INPUT DATA:
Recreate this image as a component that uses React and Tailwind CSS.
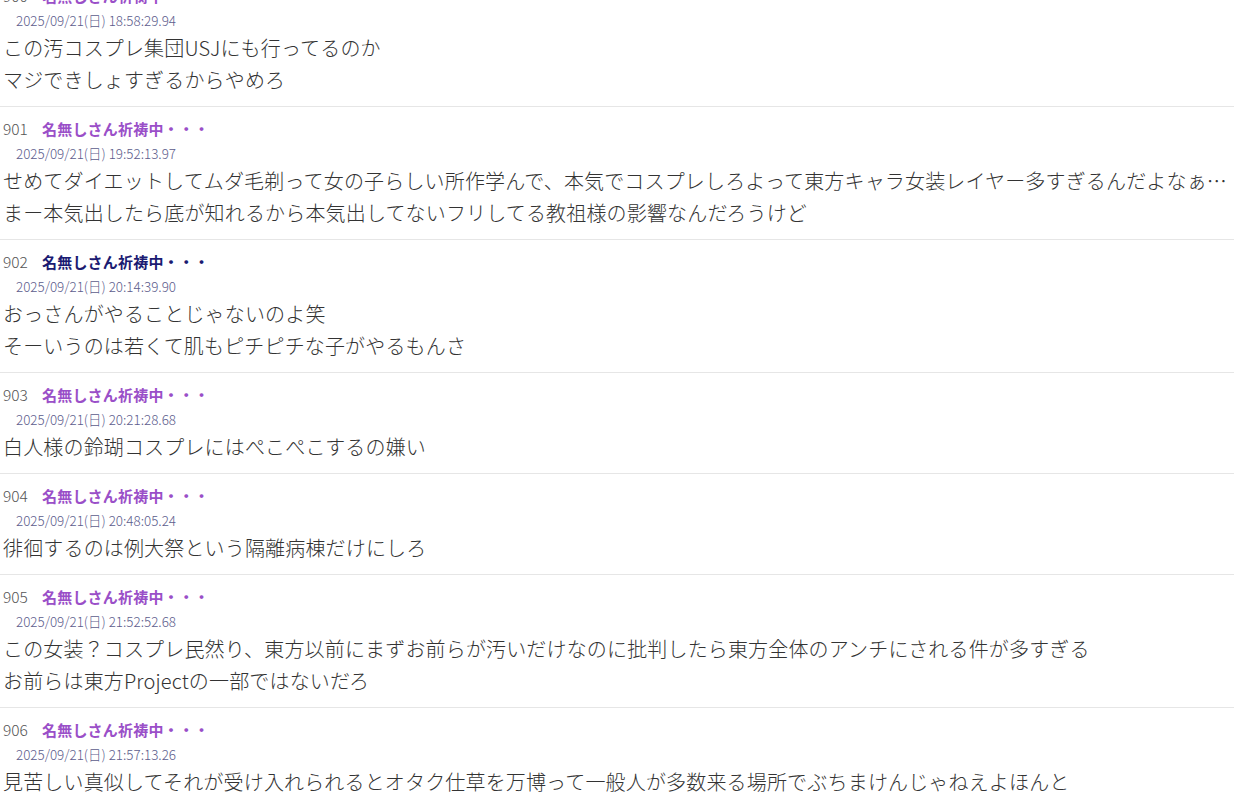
import React from "react";

const posts = [
  {
    no: 900,
    date: "2025/09/21(日) 18:58:29.94",
    lines: ["この汚コスプレ集団USJにも行ってるのか", "マジできしょすぎるからやめろ"],
  },
  {
    no: 901,
    date: "2025/09/21(日) 19:52:13.97",
    lines: [
      "せめてダイエットしてムダ毛剃って女の子らしい所作学んで、本気でコスプレしろよって東方キャラ女装レイヤー多すぎるんだよなぁ…",
      "まー本気出したら底が知れるから本気出してないフリしてる教祖様の影響なんだろうけど",
    ],
  },
  {
    no: 902,
    date: "2025/09/21(日) 20:14:39.90",
    navy: true,
    lines: ["おっさんがやることじゃないのよ笑", "そーいうのは若くて肌もピチピチな子がやるもんさ"],
  },
  {
    no: 903,
    date: "2025/09/21(日) 20:21:28.68",
    lines: ["白人様の鈴瑚コスプレにはぺこぺこするの嫌い"],
  },
  {
    no: 904,
    date: "2025/09/21(日) 20:48:05.24",
    lines: ["徘徊するのは例大祭という隔離病棟だけにしろ"],
  },
  {
    no: 905,
    date: "2025/09/21(日) 21:52:52.68",
    lines: [
      "この女装？コスプレ民然り、東方以前にまずお前らが汚いだけなのに批判したら東方全体のアンチにされる件が多すぎる",
      "お前らは東方Projectの一部ではないだろ",
    ],
  },
  {
    no: 906,
    date: "2025/09/21(日) 21:57:13.26",
    lines: ["見苦しい真似してそれが受け入れられるとオタク仕草を万博って一般人が多数来る場所でぶちまけんじゃねえよほんと"],
  },
];

const Post = ({ post }) => (
  <div className="border-b border-[#e6e6e6] pt-2 pb-[10px] pl-[3px]">
    <div className="flex items-center h-[28px]">
      <span className="w-[39px] text-[15.5px] font-light text-[#555]">{post.no}</span>
      <span
        className={`text-[15px] font-bold tracking-[0.2px] ${post.navy ? "text-[#1b1b72]" : "text-[#9a4fc8]"}`}
      >
        名無しさん祈祷中・・・
      </span>
    </div>
    <div className="h-[20px] leading-[20px] pl-[13px] text-[13.4px] font-light text-[#5c5c8c]">{post.date}</div>
    <div className="mt-[2px] text-[20px] leading-[32px] tracking-[0.16px] font-light text-[#333]">
      {post.lines.map((l, i) => (
        <div key={i} className="whitespace-nowrap overflow-hidden">
          {l}
        </div>
      ))}
    </div>
  </div>
);

export default function App() {
  return (
    <div
      className="w-[1234px] h-[801px] overflow-hidden bg-white"
      style={{ fontFamily: '"Noto Sans CJK JP", "Noto Sans", sans-serif' }}
    >
      <div className="mt-[-26px]">
        {posts.map((p) => (
          <Post key={p.no} post={p} />
        ))}
      </div>
    </div>
  );
}
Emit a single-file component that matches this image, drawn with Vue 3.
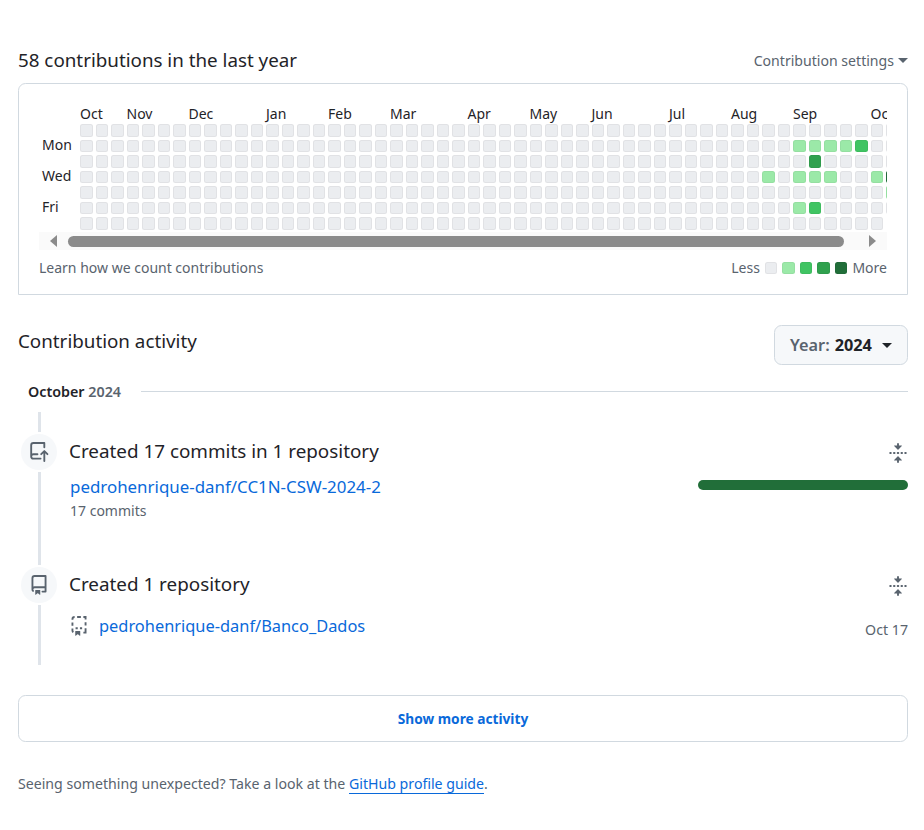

AIM OF THE TASK: Go through the records above and copy every line with the word "React".

WRITTEN SOLUTION:
Recreate this image as a component that uses React and Tailwind CSS.
import React from "react";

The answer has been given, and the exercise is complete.